Negotiation can take many forms including informal discussions
between commercial representatives, discussions between lawyers
or may be more formal, such as the more 'structured' process
of Mediation in which a third party facilitator is involved.
A useful negotiation (ie one which either concludes a deal,
or one which significantly progresses a matter) can (fairly
obviously) only start when both parties agree to negotiate.
The role of the Commercial Dispute Resolution team is to try
to place our clients in a position of strength in order to
begin the negotiation process, even if their case has weak
elements to it.
Drawing from our significant expertise in this area, we would
hope to establish a position where a positive outcome for
both sides is more likely, firstly by attempting to persuade
your opponent that negotiating is a worthwhile exercise, and
then by highlighting your strengths.
Understanding the business arena within which you operate,
and advising you on the practicalities of settling are all
part of this process.
There are various stages to a negotiation and several negotiation
strategies available.
Preparation.
This includes a detailed analysis of the strengths and
weaknesses of your position and that of your opponent based
on the information available. The range of possible outcomes
and the best alternative to a negotiated agreement need to
be identified at the earliest stage so that the negotiation
can progress from an informed perspective. It is very important,
before embarking on negotiation, to identify whether there
are any issues that would be "deal breakers".
Establish communication with the other side (including the
legal team).
Identify common goals and interests, and agree an agenda
and a timetable for the negotiation.
Explore the positions of both sides. Is it possible to obtain
a "win-win" outcome? Negotiation, in the context
of dispute resolution, should aim to leave both parties genuinely
better off than the alternatives would, since it is more difficult
to resolve a dispute without resorting to litigation if either
party feels hard done by at the end.
It is important to identify why the other side wants to negotiate.
What is their best alternative to a negotiated settlement?

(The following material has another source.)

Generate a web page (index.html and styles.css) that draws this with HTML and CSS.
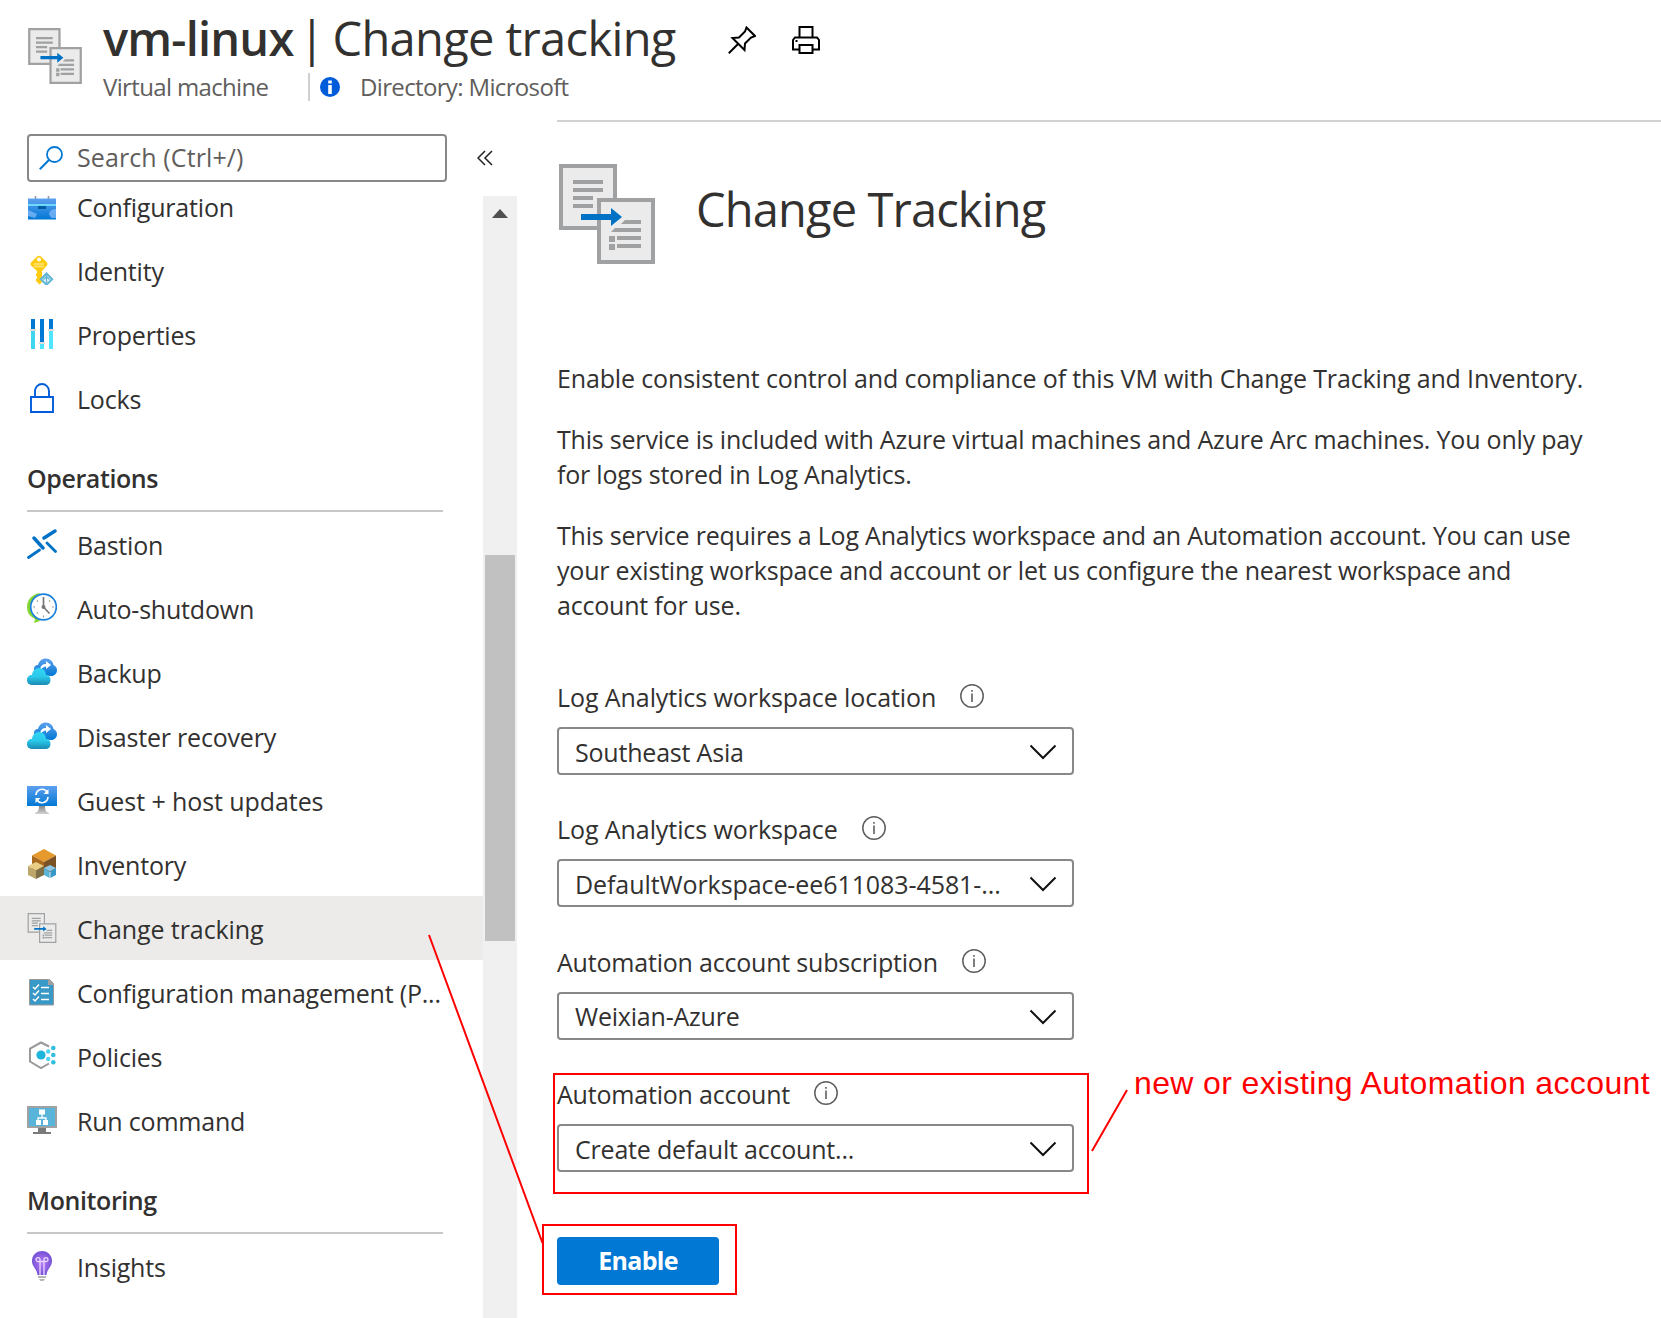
FILE: index.html
```html
<!DOCTYPE html>
<html lang="en">
<head>
<meta charset="utf-8">
<title>vm-linux | Change tracking</title>
<link rel="stylesheet" href="styles.css">
</head>
<body>
<svg class="defs" width="0" height="0">
  <defs>
    <linearGradient id="blue" x1="0" y1="0" x2="0" y2="1"><stop offset="0" stop-color="#5ea0ef"/><stop offset="1" stop-color="#0078d4"/></linearGradient>
    <linearGradient id="teal" x1="0" y1="0" x2="0" y2="1"><stop offset="0" stop-color="#32d4f5"/><stop offset=".5" stop-color="#2cc9ea"/><stop offset="1" stop-color="#198ab3"/></linearGradient>
    <linearGradient id="stand" x1="0" y1="0" x2="0" y2="1"><stop offset="0" stop-color="#888"/><stop offset="1" stop-color="#d2d2d2"/></linearGradient>
    <radialGradient id="purple" cx=".5" cy=".5" r=".6"><stop offset="0" stop-color="#b77af4"/><stop offset="1" stop-color="#6a4bd0"/></radialGradient>
    <symbol id="tracking" viewBox="0 0 96 100">
      <path fill="#ebebeb" stroke="#a0a1a2" stroke-width="4" d="M2 2h54v62H2z"/>
      <path stroke="#a0a1a2" stroke-width="4" d="M14 18h30M14 26h30M14 34h20M14 42h20"/>
      <path fill="#ebebeb" stroke="#a0a1a2" stroke-width="4" d="M40 36h54v62H40z"/>
      <path fill="#a0a1a2" d="M66 56h16v4H62zM56 64h26v4H52zM58 72h24v4H58zM58 80h24v4H58zM50 72h6v6h-6zM50 80h6v6h-6z"/>
      <path fill="#0072c6" d="M22 50h30v-6l11 9-11 9v-6H22z"/>
    </symbol>
    <symbol id="clouds" viewBox="0 0 30 30">
      <path fill="url(#blue)" d="M14 18c-5 0-7-3-7-6 0-2 1-4 4-4C12 4 15 1.500 19 1.500s7 3 7.500 6.500C29 9 30 11 30 13c0 4-3 6-6 6z"/>
      <path fill="#fff" d="M13 12c1-4 3-5 6-5V4l5 4-5 4V9.500c-2 0-4 1-5 4z"/>
      <path fill="url(#teal)" d="M6 28c-4 0-6-2-6-5 0-3 2-5 5-5 .5-4 3-7 7-7 4 0 7 3 7 7 3 0 4.500 2 4.500 5s-2 5-5 5z"/>
    </symbol>
    <symbol id="info" viewBox="0 0 24 24">
      <circle cx="12" cy="12" r="11.200" fill="none" stroke="#605e5c" stroke-width="1.500"/>
      <path fill="#605e5c" d="M11.200 9.500h1.600V18h-1.600zM11.200 6h1.600v1.800h-1.600z"/>
    </symbol>
    <symbol id="chevron" viewBox="0 0 28 16"><path fill="none" stroke="#111" stroke-width="2" d="M1.500 1.500 14 14 26.500 1.500"/></symbol>
  </defs>
</svg>

<header class="header">
  <svg class="header-icon"><use href="#tracking"/></svg>
  <div class="header-text">
    <div class="title-row">
      <h1 class="title"><b class="title-name">vm-linux</b><span class="title-bar">|</span><span>Change tracking</span></h1>
      <svg class="action pin" viewBox="0 0 28 28"><path fill="none" stroke="#000" stroke-width="2" d="M18.500 1.500 27 10l-4 1.500-6 6-.5 6.500L4.500 12l6.500-.5 6-6zM10.500 17.500.8 27.200"/></svg>
      <svg class="action" viewBox="0 0 28 28"><path fill="none" stroke="#000" stroke-width="2" d="M7.500 11V1h13v10M7 23.500H1V14l2-2.500h22l2 2.500v9.500h-6M7.500 19h13v8h-13z"/><path fill="#000" d="M3.500 14h2v2h-2z"/></svg>
    </div>
    <div class="sub-row">
      <span class="sub-type">Virtual machine</span>
      <span class="sub-divider"></span>
      <svg class="sub-info" viewBox="0 0 20 20"><circle cx="10" cy="10" r="10" fill="#015cda"/><path fill="#fff" d="M8.200 8h3.600v9H8.200zM8.200 3.500h3.600v3H8.200z"/></svg>
      <span>Directory: Microsoft</span>
    </div>
  </div>
</header>

<div class="body">
  <aside class="sidebar">
    <div class="search-row">
      <div class="search">
        <svg class="search-icon" viewBox="0 0 24 24"><circle cx="15.500" cy="8.500" r="7.500" fill="none" stroke="#0078d4" stroke-width="1.800"/><path stroke="#0078d4" stroke-width="2" d="M10.200 13.800.8 23.200"/></svg>
        <span>Search (Ctrl+/)</span>
      </div>
      <svg class="collapse" viewBox="0 0 16 16"><path fill="none" stroke="#222" stroke-width="1.500" d="M8 1 1 8l7 7M15 1 8 8l7 7"/></svg>
    </div>
    <div class="list">
      <nav class="nav">
        <a class="item"><svg class="icon" viewBox="0 0 30 30"><path stroke="#999" stroke-width="1.600" d="M8.500 3v5M21.500 3v5"/><path fill="url(#blue)" d="M1 7.500h28v21H1z"/><path fill="#6fd8fb" d="M1 13h28v2H1z"/><path fill="#005ba1" d="M11 15h8v3h-8z"/><path fill="#83b9f9" opacity=".75" d="M1 19l9 4-2 4-7-2zM29 18c-7 0-9 6-4 9h4z"/></svg><span>Configuration</span></a>
        <a class="item"><svg class="icon" viewBox="0 0 30 30"><path fill="#ffcb12" d="M10 1.500Q12 0 14 1.500l6 6q1 1.500 0 3L15 16v11l-2.500 2.500L9 26v-2l1.500-1.500L9 21v-2l1-1v-2L4 10.500q-1-1.500 0-3z"/><path fill="#fff" d="M12 2.500a2 2 0 1 1 0 4 2 2 0 0 1 0-4z"/><path stroke="#ffe57d" stroke-width="1.500" d="M7 9h10M7 11.500h10"/><path fill="#e8f7fb" stroke="#60b5d5" stroke-width="2" d="m19.500 18.500 5.700 5.700-5.700 5.500-5.700-5.500z"/><path fill="none" stroke="#60b5d5" stroke-width="1.300" d="M19.500 20v8M16.500 24.500l3-3 3 3"/></svg><span>Identity</span></a>
        <a class="item"><svg class="icon" viewBox="0 0 30 30"><path fill="#0078d4" d="M4 0h4v10H4zM13 0h4v23h-4zM22 0h4v10h-4z"/><path fill="#3fd6ee" d="M4 12h4v18H4z"/><path fill="#50e6ff" d="M13 25h4v5h-4zM22 12h4v18h-4z"/><path fill="#ddd" d="M3 10h6v2H3zM12 23h6v2h-6zM21 10h6v2h-6z"/></svg><span>Properties</span></a>
        <a class="item"><svg class="icon" viewBox="0 0 30 30"><path fill="none" stroke="#015cda" stroke-width="1.900" d="M4 14h22v15H4zM8 14V8a7 7 0 0 1 14 0v6"/></svg><span>Locks</span></a>

        <h2 class="section">Operations</h2>
        <a class="item"><svg class="icon" viewBox="0 0 30 30"><path stroke="#0072c6" stroke-width="3.400" stroke-linecap="round" d="M28 2 17 9M7 9l9 10"/><path stroke="#0072c6" stroke-width="2.800" stroke-linecap="round" d="m20 14 8.500 8.500M1.500 28.500 12.500 21"/></svg><span>Bastion</span></a>
        <a class="item"><svg class="icon" viewBox="0 0 30 30"><path fill="#86d633" d="M13 0C5 1 0 7 0 14c0 5 2 9 8 12l-1 4 6-2-3-4C3 18 3 8 13 0z"/><circle cx="16.500" cy="14" r="12.800" fill="#fff" stroke="#1b80dc" stroke-width="1.700"/><path stroke="#999" stroke-width="1.200" d="M6 14h2M25 14h2M16.500 22.500v2M10 7.500l1 1M23 7.500l-1 1M10 20.500l1-1"/><path fill="none" stroke="#777" stroke-width="1.700" d="M16.500 4v10l6 6.500"/><circle cx="16.500" cy="14" r="2" fill="#777"/></svg><span>Auto-shutdown</span></a>
        <a class="item"><svg class="icon"><use href="#clouds"/></svg><span>Backup</span></a>
        <a class="item"><svg class="icon"><use href="#clouds"/></svg><span>Disaster recovery</span></a>
        <a class="item"><svg class="icon" viewBox="0 0 30 30"><path fill="url(#blue)" d="M0 1h30v20H0z"/><path fill="url(#stand)" d="M12 21h6c0 4 1 6 4 7v1H8v-1c3-1 4-3 4-7z"/><path fill="none" stroke="#fff" stroke-width="1.700" d="M9 10a6 6 0 0 1 11-3M21 12a6 6 0 0 1-11 3"/><path fill="#fff" d="M21.500 4v5h-5zM8.500 18v-5h5z"/></svg><span class="wide">Guest + host updates</span></a>
        <a class="item"><svg class="icon" viewBox="0 0 30 30"><path fill="#e69a2e" d="M17 0l12 6.500-12 6.500L5 6.500z"/><path fill="#a86a1d" d="M5 6.500 17 13v13L5 20z"/><path fill="#7a5226" d="M29 6.500 17 13v13l12-6z"/><path fill="#e8ce84" d="m9 13 8 4-8 4.500L1 17z"/><path fill="#bda669" d="m1 17 8 4.500V30l-8-4z"/><path fill="#7f6f47" d="m17 17-8 4.500V30l8-4z"/><path fill="#8dc8e8" d="m23 16 6 3-6 3.500-6-3.500z"/><path fill="#59b4d9" d="m17 19 5.600 3.500V29L17 26z"/><path fill="#3999c6" d="m29 19-5.600 3.500V29L29 26z"/></svg><span>Inventory</span></a>
        <a class="item selected"><svg class="icon"><use href="#tracking"/></svg><span class="wide">Change tracking</span></a>
        <a class="item"><svg class="icon" viewBox="0 0 30 30"><path fill="#3999c6" stroke="#999" stroke-width="1" d="M2.500 2.500h20L26.500 7v21h-24z"/><path fill="#a0a1a2" d="M21 2h1.500L27 6.500V8h-6z"/><path fill="none" stroke="#fff" stroke-width="1.500" d="M14 10.500h8M14 16.500h8M14 22.500h8M6 10l2 2 4-4.500M6 16l2 2 4-4.500M6 22l2 2 4-4.500"/></svg><span>Configuration management (P...</span></a>
        <a class="item"><svg class="icon" viewBox="0 0 30 30"><path fill="none" stroke="#999" stroke-width="2" d="M22 5.500 14 1.500 3 7.500v13l11 6.500 8-4.500"/><circle cx="14" cy="14" r="4.600" fill="#1eb5dc"/><g fill="#50d5f5"><circle cx="21.200" cy="10.500" r="2.200"/><circle cx="21.200" cy="18" r="2.200"/></g><g fill="#32bedd"><circle cx="26.300" cy="7" r="2.300"/><circle cx="26.300" cy="14" r="2.300"/><circle cx="26.300" cy="21.300" r="2.300"/></g></svg><span>Policies</span></a>
        <a class="item"><svg class="icon" viewBox="0 0 30 30"><path fill="#59b4d9" stroke="#a0a1a2" stroke-width="2" d="M1 2h28v20H1z"/><path fill="#7a7a7a" d="M11 23h8v4h5v2H6v-2h5z"/><path fill="none" stroke="#fff" stroke-width="1.300" d="M15 9v4M11 16v-3h8v3"/><path fill="#fff" d="M12 4.500h6v5h-6zM9 15h5v5H9zM16 15h5v5h-5z"/></svg><span>Run command</span></a>

        <h2 class="section">Monitoring</h2>
        <a class="item"><svg class="icon" viewBox="0 0 30 30"><path fill="url(#purple)" d="M15 0c6 0 10 4.500 10 10 0 6-5 8-5.500 14h-9C10 18 5 16 5 10 5 4.500 9 0 15 0z"/><path fill="#b5b5b5" d="M11 25h8v2h-8zM12 28h6l-1.500 2h-3z"/><path fill="none" stroke="#ead8ff" stroke-width="1.300" d="M13 24V10.500h4V24M13 10.500h-1.500a2 2 0 1 1 1.500-2zM17 10.500h1.500a2 2 0 1 0-1.500-2z"/></svg><span>Insights</span></a>
      </nav>
      <div class="scrollbar">
        <svg class="arrow" viewBox="0 0 16 9"><path fill="#505050" d="M0 9 8 0l8 9z"/></svg>
        <div class="thumb"></div>
      </div>
    </div>
  </aside>

  <main class="main">
    <div class="hero">
      <svg class="hero-icon"><use href="#tracking"/></svg>
      <h2 class="hero-title">Change Tracking</h2>
    </div>
    <div class="copy">
      <p class="lead">Enable consistent control and compliance of this VM with Change Tracking and Inventory.</p>
      <p>This service is included with Azure virtual machines and Azure Arc machines. You only pay<br>for logs stored in Log Analytics.</p>
      <p>This service requires a Log Analytics workspace and an Automation account. You can use<br>your existing workspace and account or let us configure the nearest workspace and<br>account for use.</p>
    </div>
    <div class="form">
      <div class="field">
        <div class="label"><span class="wide">Log Analytics workspace location</span><svg class="info"><use href="#info"/></svg></div>
        <div class="select"><span>Southeast Asia</span><svg class="chevron"><use href="#chevron"/></svg></div>
      </div>
      <div class="field">
        <div class="label"><span class="wide">Log Analytics workspace</span><svg class="info"><use href="#info"/></svg></div>
        <div class="select"><span class="wide">DefaultWorkspace-ee611083-4581-...</span><svg class="chevron"><use href="#chevron"/></svg></div>
      </div>
      <div class="field">
        <div class="label"><span>Automation account subscription</span><svg class="info"><use href="#info"/></svg></div>
        <div class="select"><span>Weixian-Azure</span><svg class="chevron"><use href="#chevron"/></svg></div>
      </div>
      <div class="field">
        <div class="label"><span>Automation account</span><svg class="info"><use href="#info"/></svg></div>
        <div class="select"><span>Create default account...</span><svg class="chevron"><use href="#chevron"/></svg></div>
      </div>
    </div>
    <button class="enable">Enable</button>
  </main>
</div>

<svg class="marks" viewBox="0 0 1661 1318">
  <g fill="none" stroke="#f00" stroke-width="2">
    <path d="M554 1074h534v119H554z"/>
    <path d="M543 1225h193v69H543z"/>
    <path d="M429 935 542.500 1243M1127 1090l-35 61"/>
  </g>
</svg>
<div class="note">new or existing Automation account</div>
</body>
</html>
```
FILE: styles.css
```css
* { box-sizing: border-box; }

body {
  margin: 0;
  width: 1661px;
  height: 1318px;
  overflow: hidden;
  position: relative;
  display: flex;
  flex-direction: column;
  background: #fff;
  color: #323130;
  font: 25px/35px "Open Sans", "Noto Sans", sans-serif;
  letter-spacing: -0.2px;
}

.defs { position: absolute; }
svg { display: block; flex: none; }
h1, h2, p { margin: 0; font-weight: 400; }
.wide { letter-spacing: -0.08px; }

/* Header */
.header { display: flex; height: 120px; padding: 0 0 0 28px; flex: none; }
.header-icon { width: 54px; height: 56px; margin: 28px 21px 0 0; }
.title-row { display: flex; align-items: center; height: 69px; padding-top: 11px; }
.title { display: flex; font-size: 47px; line-height: 60px; letter-spacing: -0.65px; width: 625px; margin-top: -4px; white-space: nowrap; }
.title-name { font-weight: 600; letter-spacing: -0.8px; }
.title-bar { width: 39px; padding-right: 3px; text-align: center; }
.action { width: 28px; height: 28px; margin-right: 36px; }
.sub-row { display: flex; align-items: center; height: 35px; color: #605e5c; font-size: 24px; letter-spacing: -0.65px; white-space: nowrap; }
.sub-type { width: 205px; }
.sub-divider { width: 2px; height: 28px; background: #d2d0ce; margin-right: 10px; }
.sub-info { width: 20px; height: 20px; margin-right: 20px; }

/* Sidebar */
.body { display: flex; flex: 1; min-height: 0; }
.sidebar { width: 557px; flex: none; display: flex; flex-direction: column; }
.search-row { display: flex; align-items: center; gap: 30px; padding: 14px 0 14px 27px; flex: none; }
.search { display: flex; align-items: center; gap: 14px; width: 420px; height: 48px; padding: 0 0 1px 10px; border: 2px solid #8a8886; border-radius: 4px; color: #605e5c; letter-spacing: 0.1px; }
.search-icon { width: 24px; height: 24px; }
.collapse { width: 16px; height: 16px; }
.list { display: flex; flex: 1; min-height: 0; overflow: hidden; }
.nav { width: 483px; margin-top: -22px; }
.item { display: flex; align-items: center; gap: 20px; height: 64px; padding-left: 27px; white-space: nowrap; }
.item span { padding-top: 3px; }
.icon { width: 30px; height: 30px; }
.selected { background: #edebe9; }
.section { height: 82px; width: 416px; margin-left: 27px; padding-top: 31px; border-bottom: 2px solid #c8c8c8; font-size: 25px; font-weight: 600; letter-spacing: -0.4px; }
.scrollbar { width: 34px; background: #f0f0f0; padding: 13px 2px 0; }
.arrow { width: 16px; height: 9px; margin: 0 7px 337px; }
.thumb { height: 386px; background: #c1c1c1; }

/* Main */
.main { flex: 1; border-top: 2px solid #d2d2d2; display: flex; flex-direction: column; align-items: flex-start; white-space: nowrap; }
.hero { display: flex; gap: 41px; margin: 42px 0 0 2px; height: 197px; }
.hero-icon { width: 96px; height: 100px; }
.hero-title { font-size: 47px; line-height: 60px; padding-top: 15px; letter-spacing: -0.85px; }
.copy { display: flex; flex-direction: column; gap: 26px; }
.lead { letter-spacing: -0.14px; }
.form { display: flex; flex-direction: column; gap: 37.400px; margin-top: 57px; }
.field { display: flex; flex-direction: column; gap: 12px; }
.label { display: flex; align-items: center; height: 35px; gap: 24px; }
.info { width: 24px; height: 24px; margin-bottom: 3px; }
.select { display: flex; align-items: center; justify-content: space-between; width: 517px; height: 48px; padding: 2px 15px 0 16px; border: 2px solid #8a8886; border-radius: 4px; }
.chevron { width: 28px; height: 16px; }
.enable { width: 162px; height: 48px; margin-top: 65px; border: 0; border-radius: 4px; background: #0078d4; color: #fff; font: 700 25px/44px "Open Sans", sans-serif; letter-spacing: -0.7px; padding: 0 0 3px; }

/* Annotations */
.marks { position: absolute; left: 0; top: 0; width: 1661px; height: 1318px; pointer-events: none; }
.note { position: absolute; left: 1134px; top: 1065px; color: #f00; font: 32px/37px "Liberation Sans", Arial, sans-serif; letter-spacing: 0.37px; white-space: nowrap; }
```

Do they want to settle more than you do?
The parties' negotiating styles can seriously affect the outcome
of any discussion. An aggressive negotiator will not give
a great deal to conclude a negotiation and runs the risk of
alienating the other side and leaving empty handed. A collaborative
negotiator runs the risk of giving too much away and not obtaining
the best deal available. The most effective style, generally,
is that of a principled negotiator. That involves concentrating
on the merits of any argument, searching for the answers to
problems and methods of solving them rather than bargaining.
Principled negotiators are unlikely to employ tricks or posturing,
the aim is to reach a reasonable settlement rather than the
best at any price.
Closure.
It is important to conclude a negotiation by documenting
what has been agreed and what, if anything, remains outstanding.
The nature of a negotiation means that you will have to give
away some aspects of your position. It is not a sign of weakness
to recognise that in dispute resolution an early negotiated
settlement is likely to be cheaper, less time intensive and
therefore preferable to recourse to the other forms of dispute
resolution process. If proper preparation has been done, it
will become clear relatively quickly whether a dispute is
capable of reasonable settlement by negotiation. If it is
not, the best alternative will have been identified.